His family gathered around him for a group photo with the minister, elated at the recognition of one of India's most liked performers whose primary on-screen job, rather ironically, was to try and be as much disliked as possible.

Done with the group photo, the minister stepped forward to address the media scrum, articulating how the awardee had enhanced the award's stature.

The melee of family members gathered to form a wall behind the minister, shielding Pran Saab from vision. The TV channel cut away to a panel discussion on what they have been calling Railgate and you felt a distinct relief.

For it made painful viewing where the cruelty of old age overshadowed what should have been a celebration of Indian cinema and one of its most beloved sons.

There was just not enough Pran on that occasion.

Sunday, 5 May 2013

Nehru appears in PM’s dream, resents being called Chacha!

Prime Minister was deep in his slumber when Jawaharlal Nehru appeared in his dream and below is what transpired between them:

Nehru: Sonny boy, do you recognise me?
PM: Oye! Roshan Seth!

Nehru: (Sighs). Oh boy! No idea what are you blabbering about. I’m Nehru, Jawaharlal.
PM: Otteri! Sorry sir, please don’t mind. Dreaming without my specs on, you see. But Chacha Nehru in my dream!

Nehru: Cut the crap. Precisely what I hate.
PM: What’s the matter Chacha Nehru? You seem upset about something?

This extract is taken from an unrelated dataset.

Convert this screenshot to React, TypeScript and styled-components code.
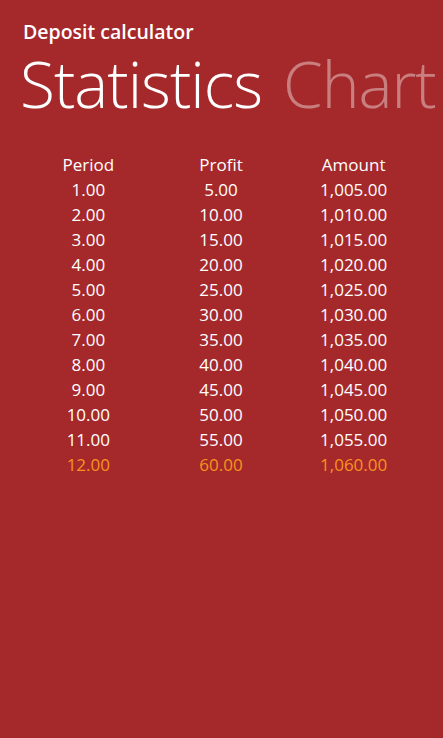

Nehru: Can you please stop calling me Chacha?
PM: But why? Gandhiji is the Father of the Nation and you are the Uncle! Like Uncle Ho of Vietnam.

Nehru: Yes but have you noticed the disturbing trend of rogue nephews?
PM: Your nephew had rog? You mean disease?

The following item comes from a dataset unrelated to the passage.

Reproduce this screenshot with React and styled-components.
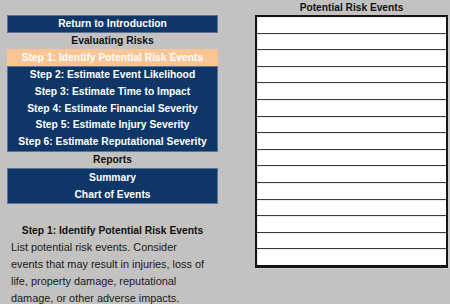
import React from 'react'
import styled, { createGlobalStyle } from 'styled-components'

const GlobalStyle = createGlobalStyle`
  * {
    margin: 0;
    padding: 0;
    box-sizing: border-box;
  }
  body {
    background: #c3c2c0;
    font-family: "Liberation Sans", Arial, sans-serif;
  }
`

const Page = styled.div`
  display: flex;
  width: 450px;
  height: 304px;
  padding-left: 7px;
  background: #c3c2c0;
`

const LeftColumn = styled.div`
  display: flex;
  flex-direction: column;
  width: 211px;
  padding-top: 15px;
`

const NavBlock = styled.div`
  display: flex;
  flex-direction: column;
  background: #0e3767;
  border: 1px solid #5a7396;
`

const NavItem = styled.div`
  height: ${p => p.$h || 17}px;
  line-height: ${p => p.$h || 17}px;
  text-align: center;
  font-size: 10.3px;
  font-weight: bold;
  color: #ffffff;
  white-space: nowrap;
  background: ${p => (p.$active ? '#fbc593' : 'transparent')};
`

const SectionLabel = styled.div`
  height: 16px;
  line-height: 16px;
  text-align: center;
  font-size: 10.3px;
  font-weight: bold;
  color: #111;
`

const Help = styled.div`
  margin-top: 18px;
  padding-left: 4px;
  color: #111;
`

const HelpTitle = styled.div`
  height: 17px;
  line-height: 17px;
  text-align: center;
  font-size: 10.3px;
  font-weight: bold;
  padding-right: 4px;
`

const HelpText = styled.p`
  font-size: 10.9px;
  line-height: 17px;
  color: #1a1a1a;
`

const RightColumn = styled.div`
  display: flex;
  flex-direction: column;
  width: 193px;
  margin-left: 37px;
`

const TableTitle = styled.div`
  height: 15px;
  line-height: 16px;
  text-align: center;
  font-size: 10.2px;
  font-weight: bold;
  color: #111;
`

const Table = styled.div`
  display: flex;
  flex-direction: column;
  height: 253px;
  background: #fff;
  border: 2px solid #151515;
  border-bottom-width: 3px;
  box-shadow: 1px 1px 0 #d4d3d1;
`

const Row = styled.div`
  flex: 1;
  background: #fff;
  border-top: ${p => (p.$first ? 'none' : '1px solid #3c3c3c')};
  box-shadow: inset 1px 1px 0 #ececec;
`

const steps = [
  'Step 2: Estimate Event Likelihood',
  'Step 3: Estimate Time to Impact',
  'Step 4: Estimate Financial Severity',
  'Step 5: Estimate Injury Severity',
  'Step 6: Estimate Reputational Severity',
]

export default function App() {
  return (
    <Page>
      <GlobalStyle />
      <LeftColumn>
        <NavBlock>
          <NavItem $h={16}>Return to Introduction</NavItem>
        </NavBlock>
        <SectionLabel>Evaluating Risks</SectionLabel>
        <NavItem $active>Step 1: Identify Potential Risk Events</NavItem>
        <NavBlock>
          {steps.map(s => (
            <NavItem key={s} $h={16.8}>{s}</NavItem>
          ))}
        </NavBlock>
        <SectionLabel>Reports</SectionLabel>
        <NavBlock>
          <NavItem>Summary</NavItem>
          <NavItem>Chart of Events</NavItem>
        </NavBlock>
        <Help>
          <HelpTitle>Step 1: Identify Potential Risk Events</HelpTitle>
          <HelpText>
            List potential risk events. Consider
            <br />
            events that may result in injuries, loss of
            <br />
            life, property damage, reputational
            <br />
            damage, or other adverse impacts.
          </HelpText>
        </Help>
      </LeftColumn>
      <RightColumn>
        <TableTitle>Potential Risk Events</TableTitle>
        <Table>
          {Array.from({ length: 15 }, (_, i) => (
            <Row key={i} $first={i === 0} />
          ))}
        </Table>
      </RightColumn>
    </Page>
  )
}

Nehru: I mean rogue. Can you please be a little less funny?
PM: Sorry Chacha…err…I mean sir. But I didn’t get you.

Nehru: Let me explain. Your agriculture minister’s nephew wanted to urinate on damn. Your railway minister’s nephew took bribe. Your cricketer’s nephew tweets something to nearly trigger a diplomatic row with Pakistan. And you want me to remain the Uncle of this loony nation?
PM: Get you point sir. Indeed, tough time for the uncles of this country. Even my government’s predicament pales in comparison.

Nehru: Glad you understand that. As a former Prime Minister, can I ask for a favour?
PM: You embarrass me sir. Just order me.

Nehru: Can you make it illegal to call me Chacha?
PM: Hmm. But people would be intrigued and ask me why.

Nehru: Come on. You seldom talk anyway. So what’s the problem? Can’t you do this much for me?
PM: Ok sir. My government has done lot more sillier, inexplicable things. Guess one more won’t do any harm. I’ll go ahead and table a bill tomorrow.

Nehru: I’m greatly relieved. Can’t thank you enough. I know I put you in a spot.
PM: Don’t worry sir. Even if people ask me why I introduced the bill, I have a ready-excuse.

Nehru: And what's that?
PM: That my nephew brought the bill and it was not me!